* Data extract:

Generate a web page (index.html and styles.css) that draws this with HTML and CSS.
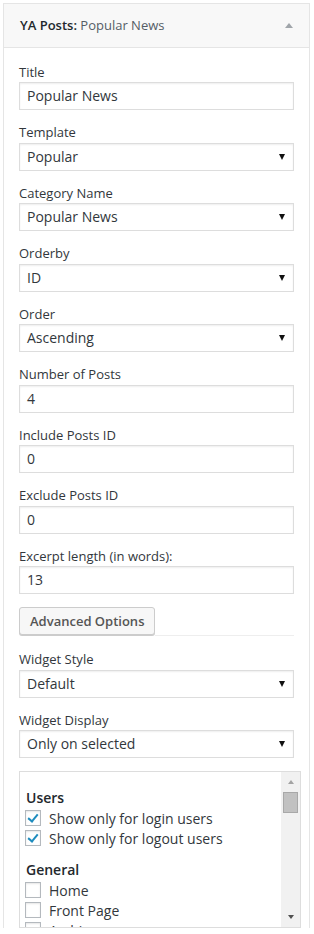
FILE: index.html
```html
<!DOCTYPE html>
<html>
<head>
  <meta charset="UTF-8">
  <link rel="stylesheet" href="styles.css">
</head>
<body>
  <div class="widget">
    <div class="widget-top">
      <h3 class="widget-title">YA Posts:<span class="in-widget-title"> Popular News</span></h3>
      <span class="toggle-arrow"></span>
    </div>

    <div class="widget-inside">
      <div class="field">
        <label>Title</label>
        <div class="text-input">Popular News</div>
      </div>
      <div class="field">
        <label>Template</label>
        <div class="select-input"><span>Popular</span><i class="caret"></i></div>
      </div>
      <div class="field">
        <label>Category Name</label>
        <div class="select-input"><span>Popular News</span><i class="caret"></i></div>
      </div>
      <div class="field">
        <label>Orderby</label>
        <div class="select-input"><span>ID</span><i class="caret"></i></div>
      </div>
      <div class="field">
        <label>Order</label>
        <div class="select-input"><span>Ascending</span><i class="caret"></i></div>
      </div>
      <div class="field">
        <label>Number of Posts</label>
        <div class="text-input">4</div>
      </div>
      <div class="field">
        <label>Include Posts ID</label>
        <div class="text-input">0</div>
      </div>
      <div class="field">
        <label>Exclude Posts ID</label>
        <div class="text-input">0</div>
      </div>
      <div class="field">
        <label>Excerpt length (in words):</label>
        <div class="text-input">13</div>
      </div>

      <div class="advanced-row">
        <button class="button">Advanced Options</button>
        <div class="advanced-line"></div>
      </div>

      <div class="field">
        <label>Widget Style</label>
        <div class="select-input"><span>Default</span><i class="caret"></i></div>
      </div>
      <div class="field">
        <label>Widget Display</label>
        <div class="select-input"><span>Only on selected</span><i class="caret"></i></div>
      </div>

      <div class="checklist">
        <div class="checklist-content">
          <h4>Users</h4>
          <div class="check-row"><span class="checkbox checked"></span>Show only for login users</div>
          <div class="check-row"><span class="checkbox checked"></span>Show only for logout users</div>
          <h4 class="group">General</h4>
          <div class="check-row"><span class="checkbox"></span>Home</div>
          <div class="check-row"><span class="checkbox"></span>Front Page</div>
          <div class="check-row"><span class="checkbox"></span>Archive</div>
        </div>
        <div class="scrollbar">
          <div class="scroll-btn"><i class="arrow-up"></i></div>
          <div class="scroll-thumb"></div>
          <div class="scroll-track"></div>
          <div class="scroll-btn"><i class="arrow-down"></i></div>
        </div>
      </div>
    </div>
  </div>
</body>
</html>
```

FILE: styles.css
```css
body {
  margin: 0;
  background: #fff;
  font-family: "Open Sans", sans-serif;
  font-size: 13px;
  color: #32373c;
}

.widget {
  width: 307px;
  margin: 3px 0 0 3px;
  border: 1px solid #e5e5e5;
  border-bottom: none;
  box-sizing: border-box;
  background: #fff;
}

.widget-top {
  height: 43px;
  display: flex;
  align-items: center;
  justify-content: space-between;
  padding: 0 16px 0 16px;
  background: #f8f8f8;
  border-bottom: 1px solid #e5e5e5;
}

.widget-title {
  margin: 0;
  font-size: 13px;
  font-weight: 600;
  color: #23282d;
  line-height: 43px;
}

.in-widget-title {
  font-weight: 400;
  color: #555d66;
}

.toggle-arrow {
  width: 0;
  height: 0;
  border-left: 4px solid transparent;
  border-right: 4px solid transparent;
  border-bottom: 5px solid #a0a5aa;
}

.widget-inside {
  padding: 14.5px 15px 0;
  display: flex;
  flex-direction: column;
  gap: 13px;
}

.field {
  display: flex;
  flex-direction: column;
}

.field label {
  line-height: 19.5px;
  color: #32373c;
}

.text-input,
.select-input {
  height: 28px;
  box-sizing: border-box;
  border: 1px solid #ddd;
  box-shadow: inset 0 1px 2px rgba(0,0,0,0.07);
  padding: 0 7px;
  font-size: 14px;
  line-height: 26px;
  color: #32373c;
  background: #fff;
}

.select-input {
  display: flex;
  align-items: center;
  justify-content: space-between;
  padding-right: 8px;
}

.caret {
  width: 0;
  height: 0;
  border-left: 3px solid transparent;
  border-right: 3px solid transparent;
  border-top: 6px solid #111;
}

.advanced-row {
  display: flex;
  align-items: flex-end;
  margin-bottom: 2px;
}

.button {
  height: 28px;
  padding: 0 10px 1px;
  border: 1px solid #ccc;
  border-radius: 3px;
  background: #f7f7f7;
  box-shadow: 0 1px 0 #ccc;
  font-family: "Open Sans", sans-serif;
  font-size: 13px;
  font-weight: 600;
  color: #555;
  line-height: 26px;
  white-space: nowrap;
}

.advanced-line {
  flex: 1;
  border-bottom: 1px solid #eee;
  margin-bottom: -1px;
}

.checklist {
  display: flex;
  width: 282px;
  height: 157px;
  box-sizing: border-box;
  border: 1px solid #ddd;
  overflow: hidden;
}

.checklist-content {
  flex: 1;
  padding: 16px 5px 0;
  overflow: hidden;
}

.checklist h4 {
  margin: 0 0 0 1px;
  font-size: 14px;
  font-weight: 600;
  line-height: 20px;
  color: #23282d;
}

.checklist h4.group {
  margin-top: 12px;
}

.check-row {
  display: flex;
  align-items: center;
  height: 20px;
  gap: 8px;
  font-size: 14px;
  color: #32373c;
  white-space: nowrap;
}

.checkbox {
  width: 16px;
  height: 16px;
  box-sizing: border-box;
  border: 1px solid #b4b9be;
  box-shadow: inset 0 1px 2px rgba(0,0,0,0.1);
  background: #fff;
  position: relative;
  flex: none;
}

.checkbox.checked::after {
  content: '';
  position: absolute;
  left: 4px;
  top: 1px;
  width: 4px;
  height: 8px;
  border-right: 2px solid #1e8cbe;
  border-bottom: 2px solid #1e8cbe;
  transform: rotate(40deg);
}

.scrollbar {
  width: 19px;
  display: flex;
  flex-direction: column;
  background: #f1f1f1;
  flex: none;
}

.scroll-btn {
  height: 20px;
  display: flex;
  align-items: center;
  justify-content: center;
}

.arrow-up {
  width: 0;
  height: 0;
  border-left: 3.5px solid transparent;
  border-right: 3.5px solid transparent;
  border-bottom: 4px solid #a3a3a3;
}

.arrow-down {
  width: 0;
  height: 0;
  border-left: 3.5px solid transparent;
  border-right: 3.5px solid transparent;
  border-top: 4px solid #505050;
}

.scroll-thumb {
  height: 21px;
  margin: 0 2px;
  box-sizing: border-box;
  background: #c1c1c1;
  border: 1px solid #a8a8a8;
}

.scroll-track {
  flex: 1;
}
```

* The problem: Using the listing above, work out how many of its lines include "index", and give only the result.

* Worked solution: 2